-------- PROVIDED MATERIAL

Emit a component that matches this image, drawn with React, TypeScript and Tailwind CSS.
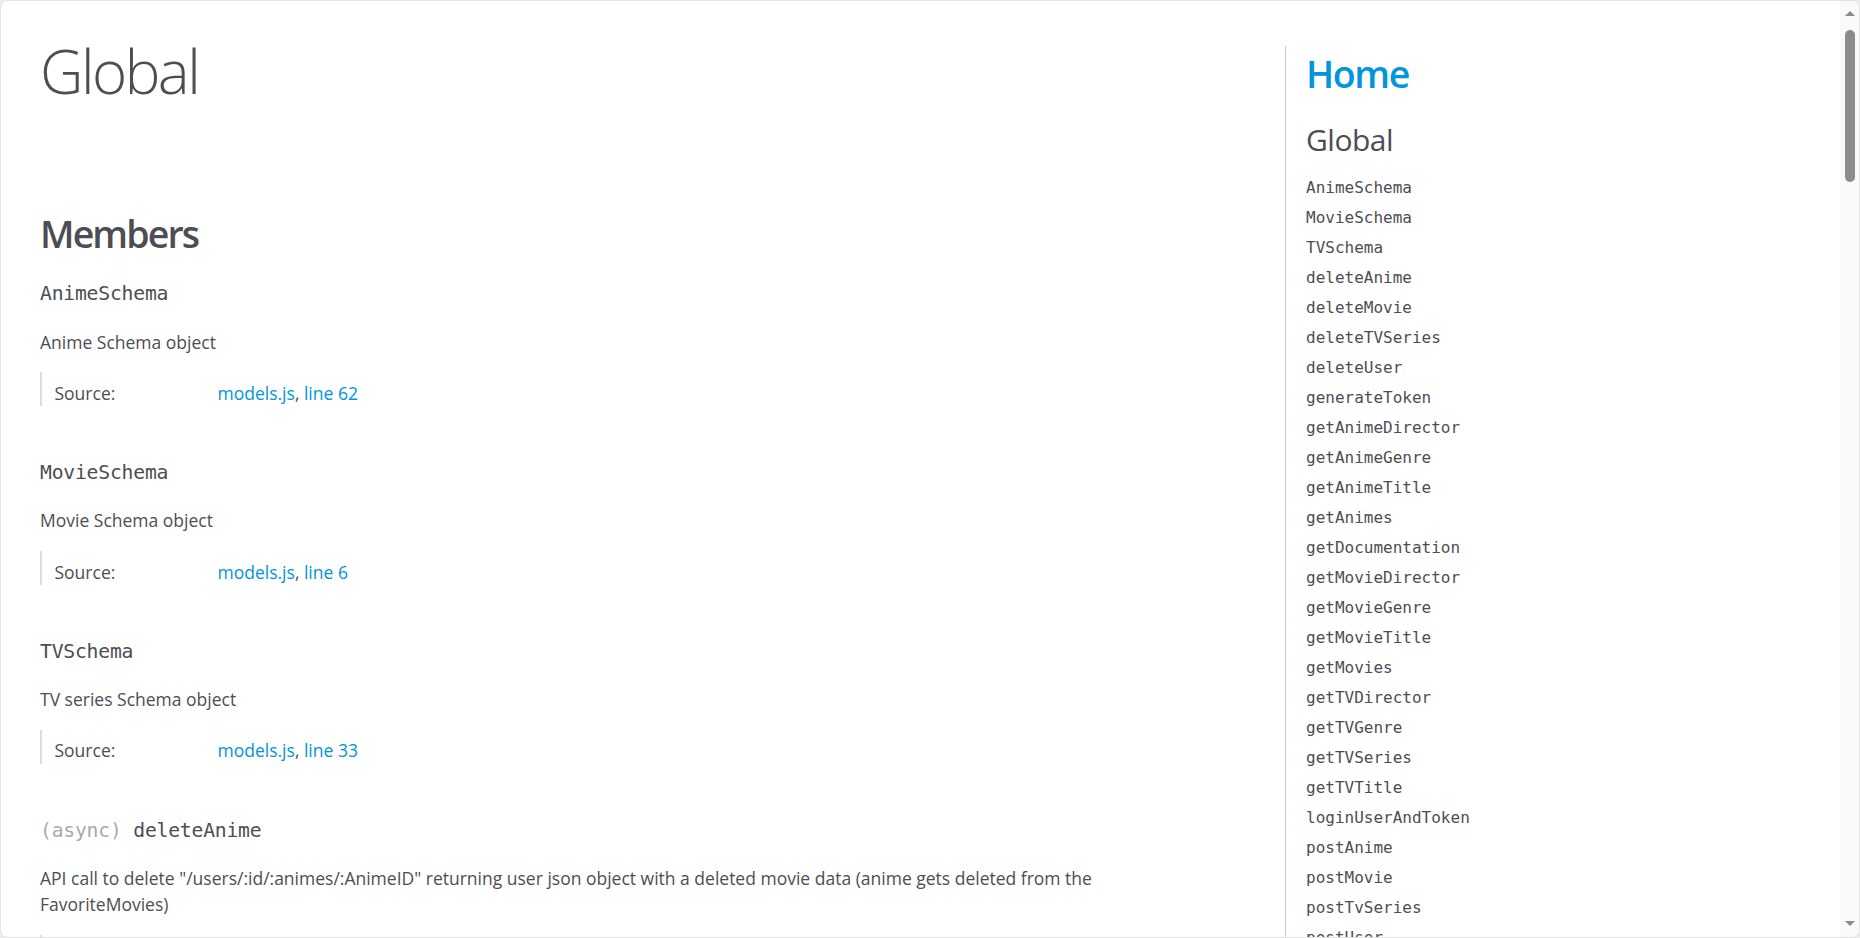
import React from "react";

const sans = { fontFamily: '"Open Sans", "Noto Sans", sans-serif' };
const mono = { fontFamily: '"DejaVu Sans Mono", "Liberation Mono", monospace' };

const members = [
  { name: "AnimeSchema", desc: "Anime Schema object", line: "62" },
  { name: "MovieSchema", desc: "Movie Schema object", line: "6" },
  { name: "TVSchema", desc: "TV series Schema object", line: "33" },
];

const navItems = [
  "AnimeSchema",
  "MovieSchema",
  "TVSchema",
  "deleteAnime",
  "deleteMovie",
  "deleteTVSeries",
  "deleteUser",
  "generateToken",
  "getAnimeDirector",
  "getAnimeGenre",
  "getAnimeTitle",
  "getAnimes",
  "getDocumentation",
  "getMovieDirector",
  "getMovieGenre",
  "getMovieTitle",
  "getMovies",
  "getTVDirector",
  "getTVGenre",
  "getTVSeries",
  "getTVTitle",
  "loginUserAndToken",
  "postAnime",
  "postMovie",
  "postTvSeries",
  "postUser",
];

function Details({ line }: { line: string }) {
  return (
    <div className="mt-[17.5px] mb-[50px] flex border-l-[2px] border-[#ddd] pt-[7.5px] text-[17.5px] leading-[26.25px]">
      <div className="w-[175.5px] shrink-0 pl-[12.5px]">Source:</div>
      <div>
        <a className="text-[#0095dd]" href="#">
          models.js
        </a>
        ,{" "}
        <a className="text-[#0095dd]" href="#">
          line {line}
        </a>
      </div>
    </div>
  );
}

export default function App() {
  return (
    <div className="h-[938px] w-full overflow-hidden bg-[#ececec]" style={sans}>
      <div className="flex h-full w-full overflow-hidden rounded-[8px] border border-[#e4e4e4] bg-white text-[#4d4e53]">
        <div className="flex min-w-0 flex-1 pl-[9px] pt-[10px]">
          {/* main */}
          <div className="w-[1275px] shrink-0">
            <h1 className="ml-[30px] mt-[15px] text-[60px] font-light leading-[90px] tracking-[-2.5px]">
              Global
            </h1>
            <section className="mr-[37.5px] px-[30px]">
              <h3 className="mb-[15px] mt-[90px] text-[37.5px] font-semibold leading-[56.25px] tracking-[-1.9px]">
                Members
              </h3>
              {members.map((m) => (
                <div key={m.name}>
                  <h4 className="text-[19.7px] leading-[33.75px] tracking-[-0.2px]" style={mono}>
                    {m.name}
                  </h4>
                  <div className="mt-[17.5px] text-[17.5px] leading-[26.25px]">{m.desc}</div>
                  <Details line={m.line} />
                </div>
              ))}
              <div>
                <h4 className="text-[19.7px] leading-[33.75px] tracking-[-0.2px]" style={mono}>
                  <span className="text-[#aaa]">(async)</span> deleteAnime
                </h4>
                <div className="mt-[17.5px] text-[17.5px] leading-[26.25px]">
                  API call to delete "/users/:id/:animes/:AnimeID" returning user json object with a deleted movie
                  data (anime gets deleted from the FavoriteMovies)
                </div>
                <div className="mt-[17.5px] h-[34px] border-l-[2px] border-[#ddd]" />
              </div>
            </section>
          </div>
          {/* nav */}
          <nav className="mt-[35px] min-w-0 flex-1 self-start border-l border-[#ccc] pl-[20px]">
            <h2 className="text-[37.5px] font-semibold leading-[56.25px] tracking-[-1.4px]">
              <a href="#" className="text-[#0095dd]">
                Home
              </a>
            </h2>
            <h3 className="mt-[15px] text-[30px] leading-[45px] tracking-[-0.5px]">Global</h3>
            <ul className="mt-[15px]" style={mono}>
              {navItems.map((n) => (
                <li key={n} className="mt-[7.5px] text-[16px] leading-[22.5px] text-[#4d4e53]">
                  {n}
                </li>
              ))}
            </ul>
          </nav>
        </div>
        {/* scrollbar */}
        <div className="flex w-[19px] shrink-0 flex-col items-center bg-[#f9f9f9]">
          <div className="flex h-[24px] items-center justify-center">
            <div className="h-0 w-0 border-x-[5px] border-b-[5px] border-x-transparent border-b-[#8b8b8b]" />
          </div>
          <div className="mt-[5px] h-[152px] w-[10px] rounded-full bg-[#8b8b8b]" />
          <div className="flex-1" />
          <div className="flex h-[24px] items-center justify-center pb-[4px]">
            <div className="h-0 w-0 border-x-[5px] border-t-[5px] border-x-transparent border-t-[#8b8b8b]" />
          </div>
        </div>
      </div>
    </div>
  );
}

----------------

→ **WHAT YOU HAVE TO DO**: Filter the listing above for the string "with" and copy every matching line.

→ **THE ANSWER**:
Emit a component that matches this image, drawn with React, TypeScript and Tailwind CSS.
                  API call to delete "/users/:id/:animes/:AnimeID" returning user json object with a deleted movie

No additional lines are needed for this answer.